• Task goal
All lines below must be repeated exactly, with the pictures omitted.

• Provided data
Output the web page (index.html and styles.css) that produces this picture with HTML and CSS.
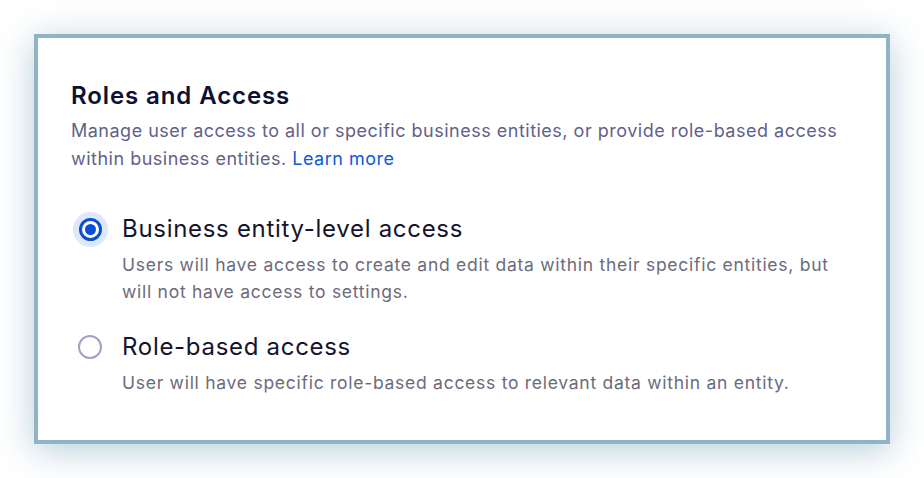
FILE: index.html
```html
<!DOCTYPE html>
<html lang="en">
<head>
<meta charset="utf-8">
<title>Roles and Access</title>
<link rel="stylesheet" href="styles.css">
</head>
<body>
<div class="page">
  <section class="card">
    <h2 class="title">Roles and Access</h2>
    <p class="intro">Manage user access to all or specific business entities, or provide role-based access within business entities. <a class="link" href="#">Learn more</a></p>
    <div class="options">
      <label class="option">
        <span class="radio-cell"><span class="radio radio--checked"><span class="dot"></span></span></span>
        <span class="option-body">
          <span class="option-title">Business entity-level access</span>
          <span class="option-desc">Users will have access to create and edit data within their specific entities, but will not have access to settings.</span>
        </span>
      </label>
      <label class="option">
        <span class="radio-cell"><span class="radio"></span></span>
        <span class="option-body">
          <span class="option-title">Role-based access</span>
          <span class="option-desc">User will have specific role-based access to relevant data within an entity.</span>
        </span>
      </label>
    </div>
  </section>
</div>
</body>
</html>
```

FILE: styles.css
```css
* { box-sizing: border-box; }
html, body { margin: 0; padding: 0; background: #ffffff; }
body { font-family: Inter, "Noto Sans", sans-serif; }
.page { padding: 34px; width: 924px; }
.card {
  width: 856px;
  height: 410px;
  border: 4px solid #8fb4c5;
  background: #ffffff;
  box-shadow: 0 6px 34px rgba(80, 135, 170, 0.42);
  padding: 44px 33px 0 33px;
}
.title {
  margin: 0;
  font-size: 24px;
  line-height: 28px;
  font-weight: 600;
  color: #0e0f33;
  letter-spacing: 0.9px;
}
.intro {
  margin: 7px 0 0 0;
  font-size: 18px;
  line-height: 28px;
  color: #626189;
  letter-spacing: 0.5px;
}
.link { color: #0a5bd8; text-decoration: none; }
.options { margin-top: 40px; display: flex; flex-direction: column; gap: 26px; }
.option { display: flex; gap: 14px; align-items: flex-start; }
.radio-cell { width: 36px; height: 32px; display: flex; align-items: center; justify-content: center; flex: none; margin-left: 1px; }
.radio {
  width: 24px; height: 24px; border-radius: 50%;
  border: 2.5px solid #a49fc4;
  background: #fff;
  display: flex; align-items: center; justify-content: center;
}
.radio--checked {
  width: 23px; height: 23px;
  border: 3px solid #0a50d4;
  box-shadow: 0 0 0 6px #dde8fb;
}
.dot { width: 11px; height: 11px; border-radius: 50%; background: #0a50d4; }
.option-body { display: flex; flex-direction: column; }
.option-title { font-size: 24px; line-height: 32px; color: #14142e; font-weight: 400; letter-spacing: 0.7px; }
.option-desc { margin-top: 6px; font-size: 17.5px; line-height: 27px; color: #6c6b7c; letter-spacing: 0.73px; }
```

• Written answer
Output the web page (index.html and styles.css) that produces this picture with HTML and CSS.
FILE: index.html
```html
<!DOCTYPE html>
<html lang="en">
<head>
<meta charset="utf-8">
<title>Roles and Access</title>
<link rel="stylesheet" href="styles.css">
</head>
<body>
<div class="page">
  <section class="card">
    <h2 class="title">Roles and Access</h2>
    <p class="intro">Manage user access to all or specific business entities, or provide role-based access within business entities. <a class="link" href="#">Learn more</a></p>
    <div class="options">
      <label class="option">
        <span class="radio-cell"><span class="radio radio--checked"><span class="dot"></span></span></span>
        <span class="option-body">
          <span class="option-title">Business entity-level access</span>
          <span class="option-desc">Users will have access to create and edit data within their specific entities, but will not have access to settings.</span>
        </span>
      </label>
      <label class="option">
        <span class="radio-cell"><span class="radio"></span></span>
        <span class="option-body">
          <span class="option-title">Role-based access</span>
          <span class="option-desc">User will have specific role-based access to relevant data within an entity.</span>
        </span>
      </label>
    </div>
  </section>
</div>
</body>
</html>
```

FILE: styles.css
```css
* { box-sizing: border-box; }
html, body { margin: 0; padding: 0; background: #ffffff; }
body { font-family: Inter, "Noto Sans", sans-serif; }
.page { padding: 34px; width: 924px; }
.card {
  width: 856px;
  height: 410px;
  border: 4px solid #8fb4c5;
  background: #ffffff;
  box-shadow: 0 6px 34px rgba(80, 135, 170, 0.42);
  padding: 44px 33px 0 33px;
}
.title {
  margin: 0;
  font-size: 24px;
  line-height: 28px;
  font-weight: 600;
  color: #0e0f33;
  letter-spacing: 0.9px;
}
.intro {
  margin: 7px 0 0 0;
  font-size: 18px;
  line-height: 28px;
  color: #626189;
  letter-spacing: 0.5px;
}
.link { color: #0a5bd8; text-decoration: none; }
.options { margin-top: 40px; display: flex; flex-direction: column; gap: 26px; }
.option { display: flex; gap: 14px; align-items: flex-start; }
.radio-cell { width: 36px; height: 32px; display: flex; align-items: center; justify-content: center; flex: none; margin-left: 1px; }
.radio {
  width: 24px; height: 24px; border-radius: 50%;
  border: 2.5px solid #a49fc4;
  background: #fff;
  display: flex; align-items: center; justify-content: center;
}
.radio--checked {
  width: 23px; height: 23px;
  border: 3px solid #0a50d4;
  box-shadow: 0 0 0 6px #dde8fb;
}
.dot { width: 11px; height: 11px; border-radius: 50%; background: #0a50d4; }
.option-body { display: flex; flex-direction: column; }
.option-title { font-size: 24px; line-height: 32px; color: #14142e; font-weight: 400; letter-spacing: 0.7px; }
.option-desc { margin-top: 6px; font-size: 17.5px; line-height: 27px; color: #6c6b7c; letter-spacing: 0.73px; }
```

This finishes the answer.